* [WRITTEN INSTRUCTION] Without the pictures, output the lines of the material from the very first through the one that holds "import React from".

****************

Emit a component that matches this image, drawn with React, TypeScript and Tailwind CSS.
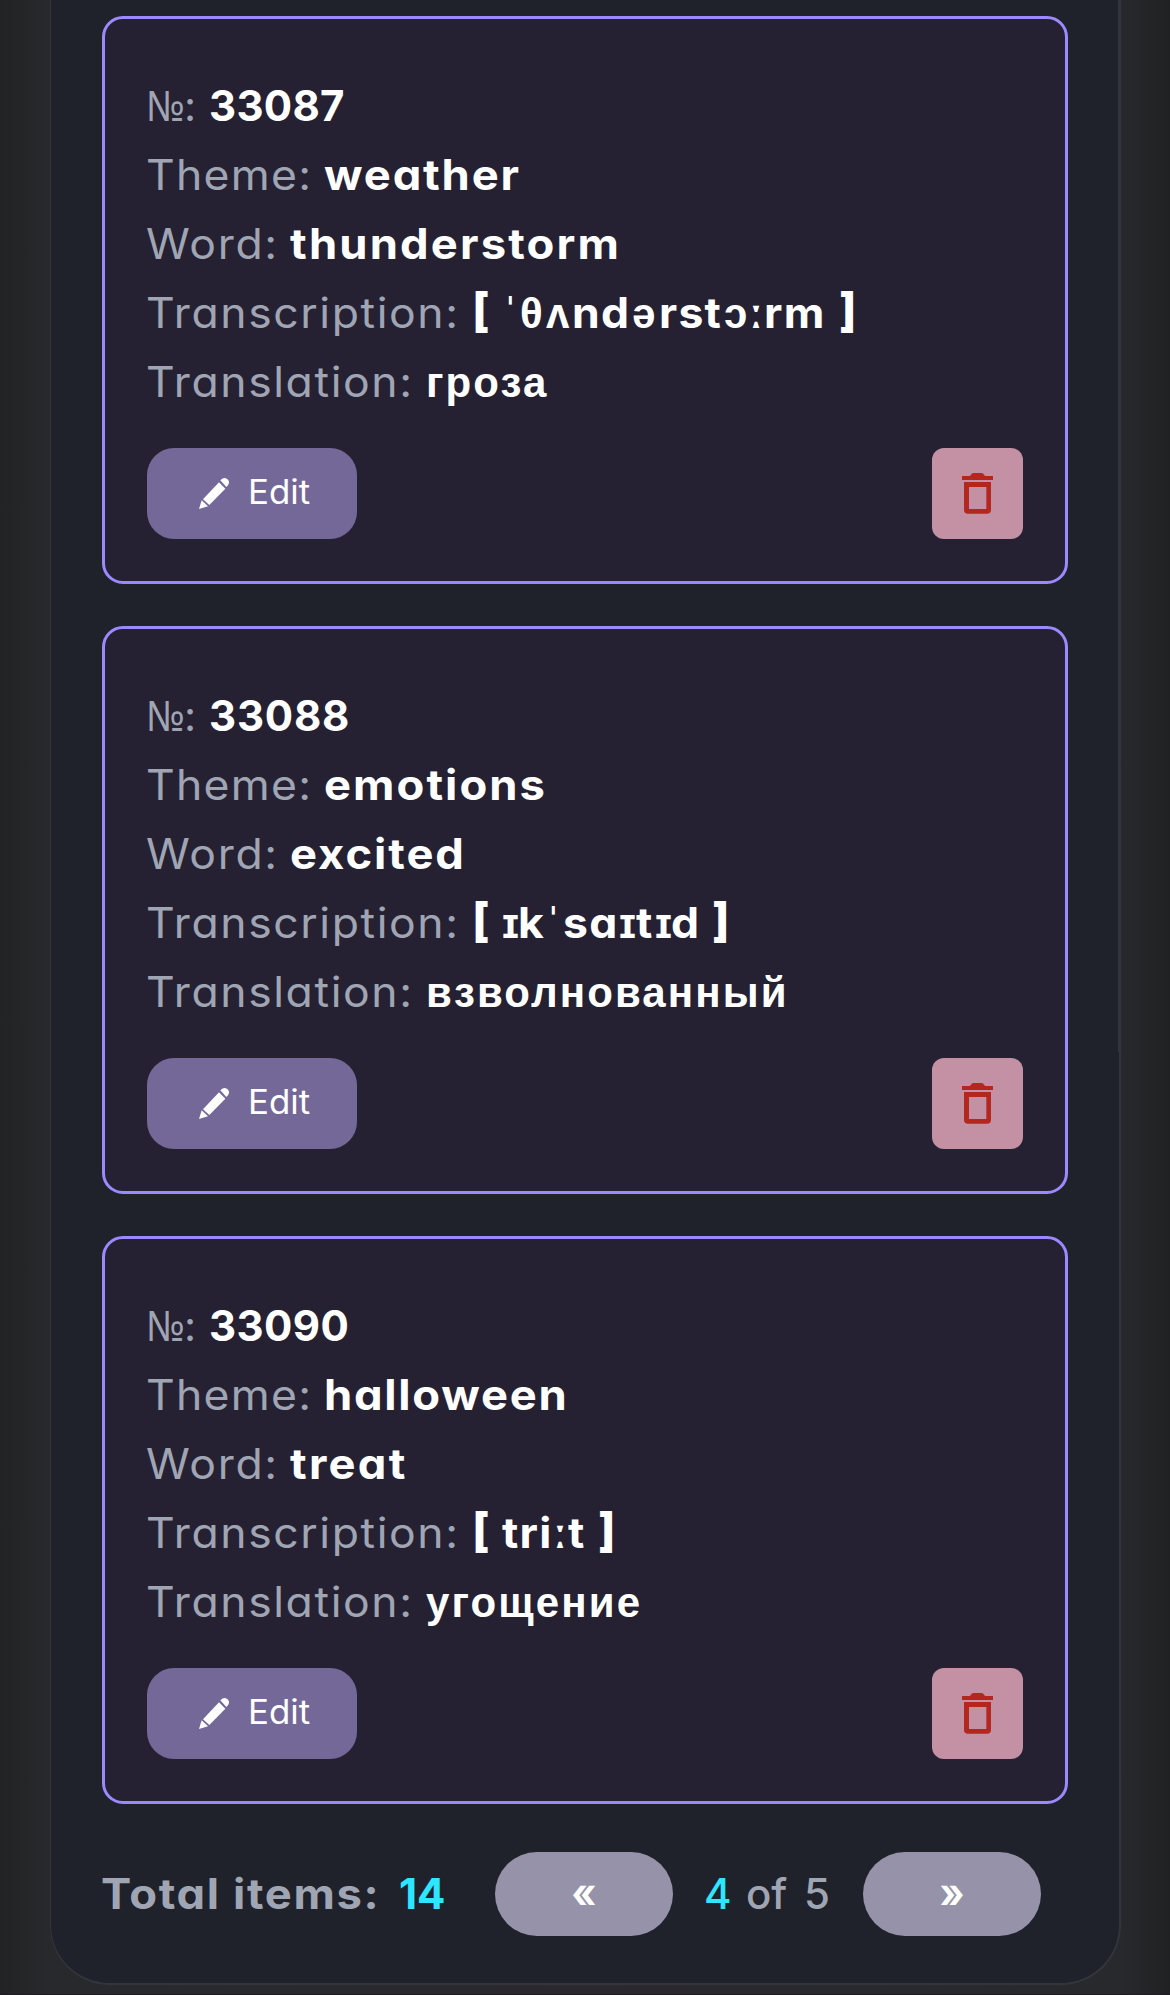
import React from "react";

type Segment = { text: string; width: string; kind: "latin" | "ipa" | "mark" | "bracket" };
type Entry = {
  id: string;
  idSpacing: string;
  theme: string;
  themeSpacing: string;
  word: string;
  wordSpacing: string;
  transcription: Segment[];
  translation: string;
};

const entries: Entry[] = [
  {
    id: "33087",
    idSpacing: "tracking-[0.3px]",
    theme: "weather",
    themeSpacing: "tracking-[1.7px]",
    word: "thunderstorm",
    wordSpacing: "tracking-[2px]",
    transcription: [
      { text: "[", width: "w-[35px]", kind: "bracket" },
      { text: "ˈ", width: "w-[13px]", kind: "mark" },
      { text: "θ", width: "w-[26px]", kind: "ipa" },
      { text: "ʌ", width: "w-[26px]", kind: "ipa" },
      { text: "nd", width: "w-[60px]", kind: "latin" },
      { text: "ə", width: "w-[27px]", kind: "ipa" },
      { text: "rst", width: "w-[65px]", kind: "latin" },
      { text: "ɔ", width: "w-[25px]", kind: "ipa" },
      { text: "ː", width: "w-[15px]", kind: "ipa" },
      { text: "rm", width: "w-[75px]", kind: "latin" },
      { text: "]", width: "w-[20px]", kind: "bracket" },
    ],
    translation: "гроза",
  },
  {
    id: "33088",
    idSpacing: "tracking-[0.8px]",
    theme: "emotions",
    themeSpacing: "tracking-[1.9px]",
    word: "excited",
    wordSpacing: "tracking-[1.8px]",
    transcription: [
      { text: "[", width: "w-[30px]", kind: "bracket" },
      { text: "ɪ", width: "w-[16px]", kind: "ipa" },
      { text: "k", width: "w-[32px]", kind: "latin" },
      { text: "ˈ", width: "w-[13px]", kind: "mark" },
      { text: "sa", width: "w-[56px]", kind: "latin" },
      { text: "ɪ", width: "w-[17px]", kind: "ipa" },
      { text: "t", width: "w-[19px]", kind: "latin" },
      { text: "ɪ", width: "w-[16px]", kind: "ipa" },
      { text: "d", width: "w-[41px]", kind: "latin" },
      { text: "]", width: "w-[20px]", kind: "bracket" },
    ],
    translation: "взволнованный",
  },
  {
    id: "33090",
    idSpacing: "tracking-[0.4px]",
    theme: "halloween",
    themeSpacing: "tracking-[1.6px]",
    word: "treat",
    wordSpacing: "tracking-[2.1px]",
    transcription: [
      { text: "[", width: "w-[30px]", kind: "bracket" },
      { text: "tri", width: "w-[51px]", kind: "latin" },
      { text: "ː", width: "w-[15px]", kind: "ipa" },
      { text: "t", width: "w-[30px]", kind: "latin" },
      { text: "]", width: "w-[20px]", kind: "bracket" },
    ],
    translation: "угощение",
  },
];

const label = "inline-block origin-left -ml-[1.5px] scale-x-[1.06] font-normal text-[#a0a5b4]";
const value = "inline-block origin-left font-[740] text-white";

const segmentClass = {
  latin: "inline-block origin-left scale-x-[1.06] tracking-[1.2px]",
  ipa: "inline-block font-['Liberation_Sans',sans-serif]",
  mark: "inline-block font-medium origin-left scale-x-[0.85]",
  bracket: "inline-block origin-left scale-x-[1.1] scale-y-[1.12] relative -top-[3px] font-extrabold",
};

function PencilIcon() {
  return (
    <svg width="30" height="31" viewBox="297 174 90 93" fill="currentColor" className="shrink-0">
      <path d="M361 181 Q368 174 374 174 A13.500 13.500 0 0 1 387 188 Q386 195 379 201 Z" />
      <path d="M309 238 L357 187 L376 206 L328 255 Z" />
      <path d="M305 241 L324 259 L297 267 Z" />
    </svg>
  );
}

function TrashIcon() {
  return (
    <svg width="31" height="41" viewBox="186 129 93 123" fill="currentColor">
      <path d="M186 138 H207 Q211 138 213 134 Q215 129 220 129 H245 Q250 129 252 134 Q254 138 258 138 H279 V150 H186 Z" />
      <path fillRule="evenodd" d="M192 156 H273 V239 Q273 251 261 251 H204 Q192 251 192 239 Z M207 171 V237 H259 V171 Z" />
    </svg>
  );
}

function WordCard({ entry }: { entry: Entry }) {
  return (
    <article className="h-[568px] rounded-[21px] border-[3px] border-[#9b8aff] bg-[#252132] px-[42px] pt-[52px]">
      <div className="text-[42px] leading-[69px]">
        <div className="flex h-[69px]">
          <div className="flex w-[62px] text-[#a0a5b4]">
            <span className="relative -top-px -ml-px inline-block w-[38px] origin-left scale-x-[0.9] font-['Noto_Sans',sans-serif] font-normal">№</span>
            <span>:</span>
          </div>
          <span className={`${value} ${entry.idSpacing}`}>{entry.id}</span>
        </div>
        <div className="flex h-[69px]">
          <div className="w-[177px]"><span className={`${label} tracking-[1.2px]`}>Theme:</span></div>
          <span className={`${value} scale-x-[1.08] ${entry.themeSpacing}`}>{entry.theme}</span>
        </div>
        <div className="flex h-[69px]">
          <div className="w-[143px]"><span className={`${label} tracking-[1.6px]`}>Word:</span></div>
          <span className={`${value} scale-x-[1.08] ${entry.wordSpacing}`}>{entry.word}</span>
        </div>
        <div className="flex h-[69px]">
          <div className="w-[325px]"><span className={`${label} tracking-[1.5px]`}>Transcription:</span></div>
          <div className="flex font-bold text-white">
            {entry.transcription.map((s, i) => (
              <span key={i} className={s.width}>
                <span className={segmentClass[s.kind]}>{s.text}</span>
              </span>
            ))}
          </div>
        </div>
        <div className="flex h-[69px]">
          <div className="w-[279px]"><span className={`${label} tracking-[1.5px]`}>Translation:</span></div>
          <span className="relative top-px font-['Liberation_Sans',sans-serif] font-bold tracking-[2.1px] text-white">{entry.translation}</span>
        </div>
      </div>
      <div className="mt-8 flex justify-between">
        <button className="flex h-[91px] w-[210px] items-center rounded-[27px] bg-[#746899] pl-[52px] text-white">
          <PencilIcon />
          <span className="relative -top-px ml-[19px] origin-left scale-x-[1.04] text-[33.5px] font-normal">Edit</span>
        </button>
        <button className="flex size-[91px] items-center justify-center rounded-[12px] bg-[#c491a4] text-[#b5261e]">
          <TrashIcon />
        </button>
      </div>
    </article>
  );
}

function PageButton({ children }: { children: React.ReactNode }) {
  return (
    <button className="flex h-[84px] w-[178px] items-center justify-center rounded-full bg-[#9592a9] pb-[3px] text-[42px] font-bold text-white">
      <span className="scale-x-[0.9]">{children}</span>
    </button>
  );
}

export default function App() {
  return (
    <div className="h-[1995px] w-[1170px] overflow-hidden border-b border-[#211a20] bg-[linear-gradient(90deg,#222325_0px,#28292c_50px,#2a2a2e_585px,#28292c_1121px,#202123_1170px)] pl-[50px] font-['Inter',sans-serif] [font-feature-settings:'cv11']">
      <main className="relative h-[1985px] w-[1071px] rounded-b-[60px] border-r-2 border-b-2 border-l border-[#33343c] bg-[#1f222b] px-[51px] pt-4">
        <div className="absolute top-0 -right-0.5 h-[1052px] w-[3px] bg-[#30343f]" />
        <div className="flex w-[966px] flex-col gap-[42px]">
          {entries.map((e) => (
            <WordCard key={e.id} entry={e} />
          ))}
        </div>
        <footer className="mt-12 flex h-[84px] items-center text-[42px] leading-[84px] text-[#a0a5b4]">
          <div className="w-[297px] font-bold whitespace-nowrap">
            <span className="-ml-px inline-block origin-left scale-x-[1.08] tracking-[1.5px]">Total items:</span>
          </div>
          <div className="w-[96px] font-bold text-[#2ee6ff]">14</div>
          <PageButton>«</PageButton>
          <div className="flex w-[190px] pl-[31px] font-medium">
            <span className="w-[42px] text-[#2ee6ff]">4</span>
            <span className="w-[58px]">of</span>
            <span>5</span>
          </div>
          <PageButton>»</PageButton>
        </footer>
      </main>
    </div>
  );
}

****************

* [EXPECTED ANSWER]
Emit a component that matches this image, drawn with React, TypeScript and Tailwind CSS.
import React from "react";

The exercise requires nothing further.